#### [Data section]
********************
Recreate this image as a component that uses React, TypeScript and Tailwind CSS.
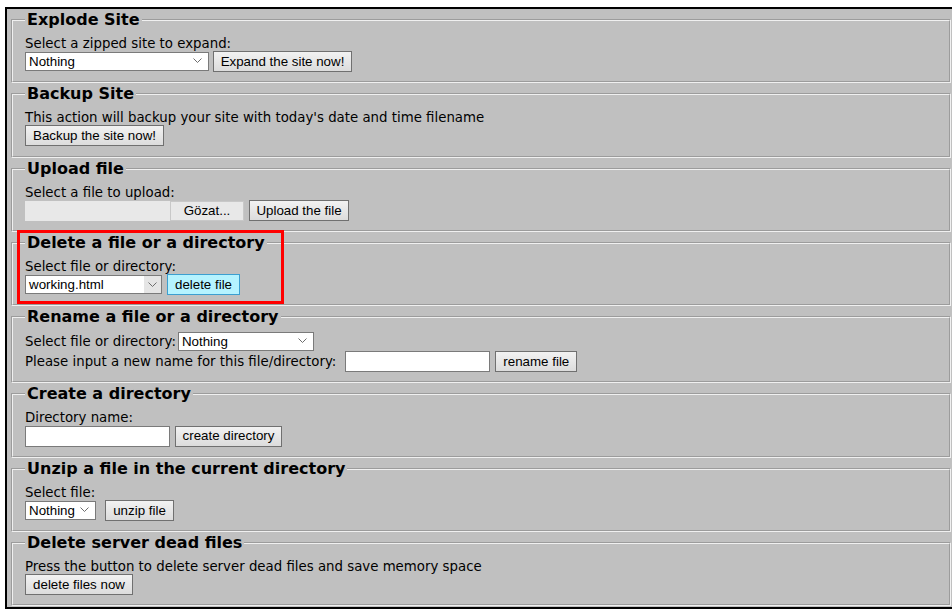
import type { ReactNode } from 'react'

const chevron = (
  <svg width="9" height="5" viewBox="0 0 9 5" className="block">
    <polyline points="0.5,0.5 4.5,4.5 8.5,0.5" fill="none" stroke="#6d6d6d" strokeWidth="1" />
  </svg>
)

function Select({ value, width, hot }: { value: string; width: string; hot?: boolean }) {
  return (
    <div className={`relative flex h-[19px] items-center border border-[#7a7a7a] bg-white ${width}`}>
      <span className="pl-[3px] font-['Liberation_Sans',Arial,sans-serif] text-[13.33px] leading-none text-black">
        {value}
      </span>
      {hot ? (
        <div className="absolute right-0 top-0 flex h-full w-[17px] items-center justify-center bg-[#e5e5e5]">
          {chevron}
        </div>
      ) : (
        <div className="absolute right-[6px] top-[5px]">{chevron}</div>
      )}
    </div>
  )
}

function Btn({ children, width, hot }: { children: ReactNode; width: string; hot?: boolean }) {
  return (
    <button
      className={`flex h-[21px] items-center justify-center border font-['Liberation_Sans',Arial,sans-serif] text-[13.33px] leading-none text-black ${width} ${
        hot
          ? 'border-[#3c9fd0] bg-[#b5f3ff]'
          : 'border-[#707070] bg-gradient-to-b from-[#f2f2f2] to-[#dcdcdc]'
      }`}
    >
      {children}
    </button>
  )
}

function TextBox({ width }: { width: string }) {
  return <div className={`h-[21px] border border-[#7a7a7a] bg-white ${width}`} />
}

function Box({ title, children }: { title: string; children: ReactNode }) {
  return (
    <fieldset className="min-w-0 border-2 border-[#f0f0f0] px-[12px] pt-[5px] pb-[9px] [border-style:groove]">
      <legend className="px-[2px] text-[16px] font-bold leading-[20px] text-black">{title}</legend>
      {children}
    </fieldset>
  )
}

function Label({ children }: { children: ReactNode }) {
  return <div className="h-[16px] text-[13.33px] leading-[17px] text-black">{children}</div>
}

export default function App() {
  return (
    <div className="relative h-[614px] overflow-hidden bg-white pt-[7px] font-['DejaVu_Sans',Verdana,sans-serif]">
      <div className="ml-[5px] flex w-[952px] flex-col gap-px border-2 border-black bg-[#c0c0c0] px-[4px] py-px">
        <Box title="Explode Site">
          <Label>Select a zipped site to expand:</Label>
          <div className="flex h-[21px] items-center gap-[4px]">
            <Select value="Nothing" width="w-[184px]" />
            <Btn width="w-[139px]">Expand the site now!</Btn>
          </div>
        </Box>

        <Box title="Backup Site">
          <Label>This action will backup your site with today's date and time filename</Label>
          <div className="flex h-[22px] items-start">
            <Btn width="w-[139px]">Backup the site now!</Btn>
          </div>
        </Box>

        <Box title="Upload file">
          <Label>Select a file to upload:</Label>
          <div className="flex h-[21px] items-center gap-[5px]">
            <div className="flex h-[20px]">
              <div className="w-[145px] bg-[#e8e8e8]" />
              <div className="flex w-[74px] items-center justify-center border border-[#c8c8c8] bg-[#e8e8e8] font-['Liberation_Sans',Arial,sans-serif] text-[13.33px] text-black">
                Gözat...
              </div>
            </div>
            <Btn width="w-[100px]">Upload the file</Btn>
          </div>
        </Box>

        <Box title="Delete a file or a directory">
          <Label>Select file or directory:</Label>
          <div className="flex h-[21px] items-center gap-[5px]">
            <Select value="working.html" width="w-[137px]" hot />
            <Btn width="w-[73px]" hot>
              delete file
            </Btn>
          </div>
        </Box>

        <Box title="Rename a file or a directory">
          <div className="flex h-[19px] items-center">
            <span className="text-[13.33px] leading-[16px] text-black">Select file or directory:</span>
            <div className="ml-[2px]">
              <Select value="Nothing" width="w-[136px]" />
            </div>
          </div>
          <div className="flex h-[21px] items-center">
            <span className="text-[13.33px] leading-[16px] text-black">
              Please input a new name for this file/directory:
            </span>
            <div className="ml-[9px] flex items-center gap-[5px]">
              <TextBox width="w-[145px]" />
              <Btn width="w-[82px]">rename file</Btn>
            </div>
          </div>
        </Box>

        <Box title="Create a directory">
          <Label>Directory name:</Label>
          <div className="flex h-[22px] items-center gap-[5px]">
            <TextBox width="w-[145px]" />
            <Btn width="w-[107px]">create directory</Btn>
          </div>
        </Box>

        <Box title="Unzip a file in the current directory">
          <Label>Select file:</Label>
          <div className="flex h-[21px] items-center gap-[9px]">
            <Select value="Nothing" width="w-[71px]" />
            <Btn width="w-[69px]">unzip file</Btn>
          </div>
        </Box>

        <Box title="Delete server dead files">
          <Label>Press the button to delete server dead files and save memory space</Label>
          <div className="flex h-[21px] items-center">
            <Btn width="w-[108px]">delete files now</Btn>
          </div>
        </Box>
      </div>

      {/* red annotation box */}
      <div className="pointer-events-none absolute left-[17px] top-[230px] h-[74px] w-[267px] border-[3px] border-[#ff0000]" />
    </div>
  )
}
********************
#### [What needs to be done]
Repeat the material above verbatim. Leave the pictures behind.

#### [Solution for this task]
Recreate this image as a component that uses React, TypeScript and Tailwind CSS.
import type { ReactNode } from 'react'

const chevron = (
  <svg width="9" height="5" viewBox="0 0 9 5" className="block">
    <polyline points="0.5,0.5 4.5,4.5 8.5,0.5" fill="none" stroke="#6d6d6d" strokeWidth="1" />
  </svg>
)

function Select({ value, width, hot }: { value: string; width: string; hot?: boolean }) {
  return (
    <div className={`relative flex h-[19px] items-center border border-[#7a7a7a] bg-white ${width}`}>
      <span className="pl-[3px] font-['Liberation_Sans',Arial,sans-serif] text-[13.33px] leading-none text-black">
        {value}
      </span>
      {hot ? (
        <div className="absolute right-0 top-0 flex h-full w-[17px] items-center justify-center bg-[#e5e5e5]">
          {chevron}
        </div>
      ) : (
        <div className="absolute right-[6px] top-[5px]">{chevron}</div>
      )}
    </div>
  )
}

function Btn({ children, width, hot }: { children: ReactNode; width: string; hot?: boolean }) {
  return (
    <button
      className={`flex h-[21px] items-center justify-center border font-['Liberation_Sans',Arial,sans-serif] text-[13.33px] leading-none text-black ${width} ${
        hot
          ? 'border-[#3c9fd0] bg-[#b5f3ff]'
          : 'border-[#707070] bg-gradient-to-b from-[#f2f2f2] to-[#dcdcdc]'
      }`}
    >
      {children}
    </button>
  )
}

function TextBox({ width }: { width: string }) {
  return <div className={`h-[21px] border border-[#7a7a7a] bg-white ${width}`} />
}

function Box({ title, children }: { title: string; children: ReactNode }) {
  return (
    <fieldset className="min-w-0 border-2 border-[#f0f0f0] px-[12px] pt-[5px] pb-[9px] [border-style:groove]">
      <legend className="px-[2px] text-[16px] font-bold leading-[20px] text-black">{title}</legend>
      {children}
    </fieldset>
  )
}

function Label({ children }: { children: ReactNode }) {
  return <div className="h-[16px] text-[13.33px] leading-[17px] text-black">{children}</div>
}

export default function App() {
  return (
    <div className="relative h-[614px] overflow-hidden bg-white pt-[7px] font-['DejaVu_Sans',Verdana,sans-serif]">
      <div className="ml-[5px] flex w-[952px] flex-col gap-px border-2 border-black bg-[#c0c0c0] px-[4px] py-px">
        <Box title="Explode Site">
          <Label>Select a zipped site to expand:</Label>
          <div className="flex h-[21px] items-center gap-[4px]">
            <Select value="Nothing" width="w-[184px]" />
            <Btn width="w-[139px]">Expand the site now!</Btn>
          </div>
        </Box>

        <Box title="Backup Site">
          <Label>This action will backup your site with today's date and time filename</Label>
          <div className="flex h-[22px] items-start">
            <Btn width="w-[139px]">Backup the site now!</Btn>
          </div>
        </Box>

        <Box title="Upload file">
          <Label>Select a file to upload:</Label>
          <div className="flex h-[21px] items-center gap-[5px]">
            <div className="flex h-[20px]">
              <div className="w-[145px] bg-[#e8e8e8]" />
              <div className="flex w-[74px] items-center justify-center border border-[#c8c8c8] bg-[#e8e8e8] font-['Liberation_Sans',Arial,sans-serif] text-[13.33px] text-black">
                Gözat...
              </div>
            </div>
            <Btn width="w-[100px]">Upload the file</Btn>
          </div>
        </Box>

        <Box title="Delete a file or a directory">
          <Label>Select file or directory:</Label>
          <div className="flex h-[21px] items-center gap-[5px]">
            <Select value="working.html" width="w-[137px]" hot />
            <Btn width="w-[73px]" hot>
              delete file
            </Btn>
          </div>
        </Box>

        <Box title="Rename a file or a directory">
          <div className="flex h-[19px] items-center">
            <span className="text-[13.33px] leading-[16px] text-black">Select file or directory:</span>
            <div className="ml-[2px]">
              <Select value="Nothing" width="w-[136px]" />
            </div>
          </div>
          <div className="flex h-[21px] items-center">
            <span className="text-[13.33px] leading-[16px] text-black">
              Please input a new name for this file/directory:
            </span>
            <div className="ml-[9px] flex items-center gap-[5px]">
              <TextBox width="w-[145px]" />
              <Btn width="w-[82px]">rename file</Btn>
            </div>
          </div>
        </Box>

        <Box title="Create a directory">
          <Label>Directory name:</Label>
          <div className="flex h-[22px] items-center gap-[5px]">
            <TextBox width="w-[145px]" />
            <Btn width="w-[107px]">create directory</Btn>
          </div>
        </Box>

        <Box title="Unzip a file in the current directory">
          <Label>Select file:</Label>
          <div className="flex h-[21px] items-center gap-[9px]">
            <Select value="Nothing" width="w-[71px]" />
            <Btn width="w-[69px]">unzip file</Btn>
          </div>
        </Box>

        <Box title="Delete server dead files">
          <Label>Press the button to delete server dead files and save memory space</Label>
          <div className="flex h-[21px] items-center">
            <Btn width="w-[108px]">delete files now</Btn>
          </div>
        </Box>
      </div>

      {/* red annotation box */}
      <div className="pointer-events-none absolute left-[17px] top-[230px] h-[74px] w-[267px] border-[3px] border-[#ff0000]" />
    </div>
  )
}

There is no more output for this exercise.